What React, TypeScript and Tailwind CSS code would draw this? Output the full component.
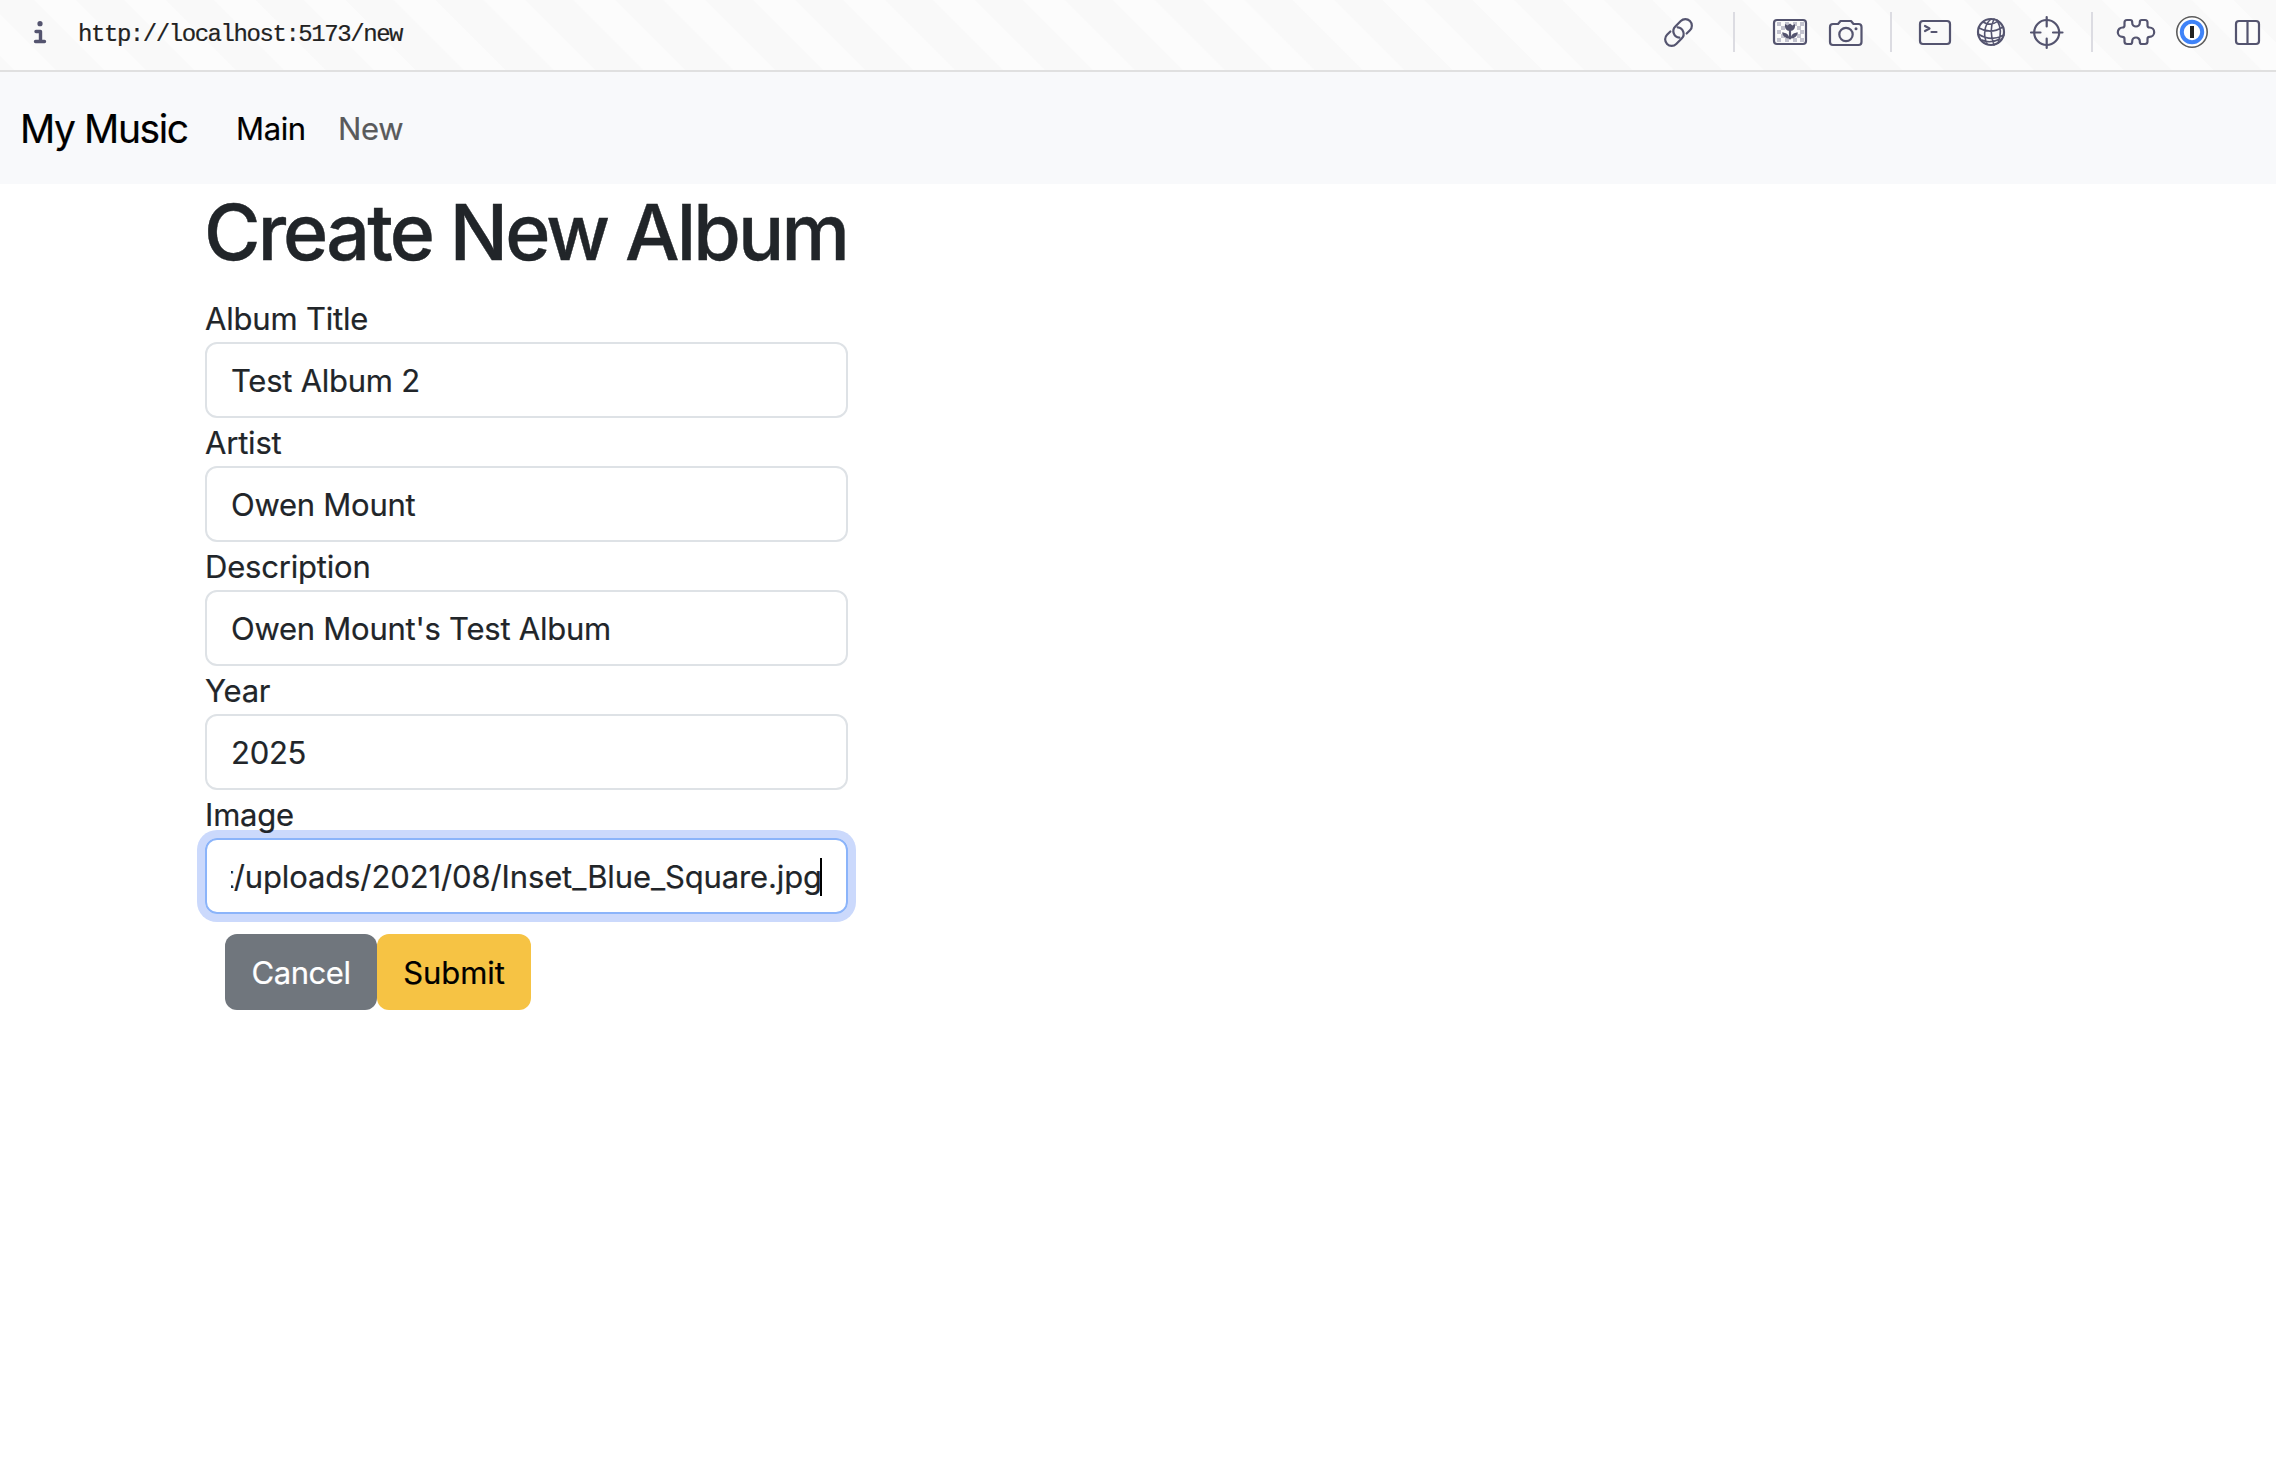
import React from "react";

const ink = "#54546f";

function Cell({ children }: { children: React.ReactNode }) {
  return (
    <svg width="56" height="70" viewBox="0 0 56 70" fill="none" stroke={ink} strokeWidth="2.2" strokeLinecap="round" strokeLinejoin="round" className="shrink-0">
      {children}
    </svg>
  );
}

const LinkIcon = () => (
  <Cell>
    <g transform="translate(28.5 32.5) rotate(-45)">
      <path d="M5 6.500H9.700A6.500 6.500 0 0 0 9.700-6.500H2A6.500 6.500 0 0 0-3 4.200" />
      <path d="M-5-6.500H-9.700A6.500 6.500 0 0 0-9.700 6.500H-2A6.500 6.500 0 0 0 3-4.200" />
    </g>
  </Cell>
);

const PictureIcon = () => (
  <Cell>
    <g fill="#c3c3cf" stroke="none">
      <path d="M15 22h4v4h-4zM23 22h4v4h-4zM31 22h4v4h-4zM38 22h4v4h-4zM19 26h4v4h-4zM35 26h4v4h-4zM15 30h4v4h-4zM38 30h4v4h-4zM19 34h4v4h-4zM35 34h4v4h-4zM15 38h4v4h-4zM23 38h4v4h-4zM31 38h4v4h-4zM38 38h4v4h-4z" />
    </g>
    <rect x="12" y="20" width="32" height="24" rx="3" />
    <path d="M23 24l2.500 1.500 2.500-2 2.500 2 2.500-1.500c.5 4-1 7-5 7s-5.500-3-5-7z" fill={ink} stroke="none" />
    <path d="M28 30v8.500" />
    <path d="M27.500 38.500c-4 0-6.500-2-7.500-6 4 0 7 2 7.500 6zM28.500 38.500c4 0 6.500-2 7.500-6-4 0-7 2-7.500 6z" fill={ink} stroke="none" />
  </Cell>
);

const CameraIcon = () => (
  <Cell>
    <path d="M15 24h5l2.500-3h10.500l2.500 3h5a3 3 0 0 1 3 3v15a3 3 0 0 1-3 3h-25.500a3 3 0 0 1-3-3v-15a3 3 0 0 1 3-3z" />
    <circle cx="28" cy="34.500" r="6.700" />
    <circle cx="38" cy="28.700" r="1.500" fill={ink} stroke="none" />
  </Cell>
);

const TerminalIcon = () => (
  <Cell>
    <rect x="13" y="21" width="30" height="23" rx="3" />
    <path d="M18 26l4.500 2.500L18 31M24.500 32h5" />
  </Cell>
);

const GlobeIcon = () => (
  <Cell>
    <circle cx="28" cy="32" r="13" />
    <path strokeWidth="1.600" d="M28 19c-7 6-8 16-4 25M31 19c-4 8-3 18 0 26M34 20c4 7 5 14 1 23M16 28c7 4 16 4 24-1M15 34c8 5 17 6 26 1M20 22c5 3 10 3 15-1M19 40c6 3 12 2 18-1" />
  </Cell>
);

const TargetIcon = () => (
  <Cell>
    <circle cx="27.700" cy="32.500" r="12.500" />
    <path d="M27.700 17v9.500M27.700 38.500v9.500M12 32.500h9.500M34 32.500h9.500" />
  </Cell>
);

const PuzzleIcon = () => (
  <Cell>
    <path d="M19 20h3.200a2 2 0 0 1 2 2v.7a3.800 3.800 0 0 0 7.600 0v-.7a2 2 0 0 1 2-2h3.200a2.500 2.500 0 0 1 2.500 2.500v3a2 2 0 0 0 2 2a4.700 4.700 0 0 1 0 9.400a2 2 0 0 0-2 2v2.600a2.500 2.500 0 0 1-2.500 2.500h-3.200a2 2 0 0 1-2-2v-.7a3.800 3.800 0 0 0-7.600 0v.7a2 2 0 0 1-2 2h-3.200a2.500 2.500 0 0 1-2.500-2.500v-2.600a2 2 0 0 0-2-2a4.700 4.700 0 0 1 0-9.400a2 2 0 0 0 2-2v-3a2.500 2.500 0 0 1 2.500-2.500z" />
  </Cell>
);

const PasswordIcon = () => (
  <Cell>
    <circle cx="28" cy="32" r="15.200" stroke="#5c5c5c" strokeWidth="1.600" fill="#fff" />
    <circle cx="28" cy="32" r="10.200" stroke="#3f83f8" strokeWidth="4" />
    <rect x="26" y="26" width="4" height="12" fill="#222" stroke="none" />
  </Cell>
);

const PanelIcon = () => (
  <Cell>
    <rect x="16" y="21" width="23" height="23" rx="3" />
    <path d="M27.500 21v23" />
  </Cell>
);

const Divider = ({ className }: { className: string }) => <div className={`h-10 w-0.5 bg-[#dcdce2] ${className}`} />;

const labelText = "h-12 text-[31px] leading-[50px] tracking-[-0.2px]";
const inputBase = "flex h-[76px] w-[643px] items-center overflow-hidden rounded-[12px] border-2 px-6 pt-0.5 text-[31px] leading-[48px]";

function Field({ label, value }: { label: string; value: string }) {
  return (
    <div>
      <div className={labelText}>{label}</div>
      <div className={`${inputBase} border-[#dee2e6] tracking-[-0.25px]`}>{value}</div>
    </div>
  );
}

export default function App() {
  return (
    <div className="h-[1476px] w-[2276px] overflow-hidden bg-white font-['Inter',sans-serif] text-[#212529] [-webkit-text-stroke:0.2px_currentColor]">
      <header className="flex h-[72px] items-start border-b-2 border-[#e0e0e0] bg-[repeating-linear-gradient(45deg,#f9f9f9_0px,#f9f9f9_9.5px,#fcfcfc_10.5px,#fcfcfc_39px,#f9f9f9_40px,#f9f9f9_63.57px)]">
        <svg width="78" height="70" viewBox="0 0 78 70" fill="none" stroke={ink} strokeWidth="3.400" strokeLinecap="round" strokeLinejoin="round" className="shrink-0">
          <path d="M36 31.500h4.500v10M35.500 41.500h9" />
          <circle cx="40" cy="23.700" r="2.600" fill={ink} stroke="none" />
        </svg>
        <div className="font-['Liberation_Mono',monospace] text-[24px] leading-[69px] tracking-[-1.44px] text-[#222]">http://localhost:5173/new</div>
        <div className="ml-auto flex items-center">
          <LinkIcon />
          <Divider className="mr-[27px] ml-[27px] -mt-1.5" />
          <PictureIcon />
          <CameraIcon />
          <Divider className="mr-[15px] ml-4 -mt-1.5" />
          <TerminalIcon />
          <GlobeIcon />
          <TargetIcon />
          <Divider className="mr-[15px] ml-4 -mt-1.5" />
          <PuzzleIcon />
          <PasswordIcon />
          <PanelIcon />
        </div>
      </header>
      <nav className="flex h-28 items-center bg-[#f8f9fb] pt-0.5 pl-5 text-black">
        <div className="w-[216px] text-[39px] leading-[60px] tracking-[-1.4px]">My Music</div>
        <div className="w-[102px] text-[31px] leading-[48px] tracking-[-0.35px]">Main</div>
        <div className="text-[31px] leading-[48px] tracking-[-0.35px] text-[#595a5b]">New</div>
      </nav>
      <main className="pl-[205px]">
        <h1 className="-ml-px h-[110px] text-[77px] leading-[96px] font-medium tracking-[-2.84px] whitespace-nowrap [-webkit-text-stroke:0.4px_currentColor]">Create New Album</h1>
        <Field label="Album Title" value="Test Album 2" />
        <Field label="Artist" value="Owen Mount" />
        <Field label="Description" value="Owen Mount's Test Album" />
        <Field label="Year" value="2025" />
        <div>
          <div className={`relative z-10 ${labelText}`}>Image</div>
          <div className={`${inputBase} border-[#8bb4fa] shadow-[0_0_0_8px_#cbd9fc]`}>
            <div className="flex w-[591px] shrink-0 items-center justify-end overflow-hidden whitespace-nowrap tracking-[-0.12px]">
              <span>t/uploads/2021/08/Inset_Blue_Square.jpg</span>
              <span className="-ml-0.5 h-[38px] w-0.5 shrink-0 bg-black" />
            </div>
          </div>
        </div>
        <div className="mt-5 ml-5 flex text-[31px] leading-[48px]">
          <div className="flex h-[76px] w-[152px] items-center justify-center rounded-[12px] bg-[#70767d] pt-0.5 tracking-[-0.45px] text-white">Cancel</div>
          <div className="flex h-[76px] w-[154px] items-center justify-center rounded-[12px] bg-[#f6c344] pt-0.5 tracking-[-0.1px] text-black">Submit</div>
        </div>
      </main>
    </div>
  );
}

##############################

■ REQUEST ■
Find how many of the lines above have the word "React" in them. State only that number.

■ FINISHED ANSWER ■
3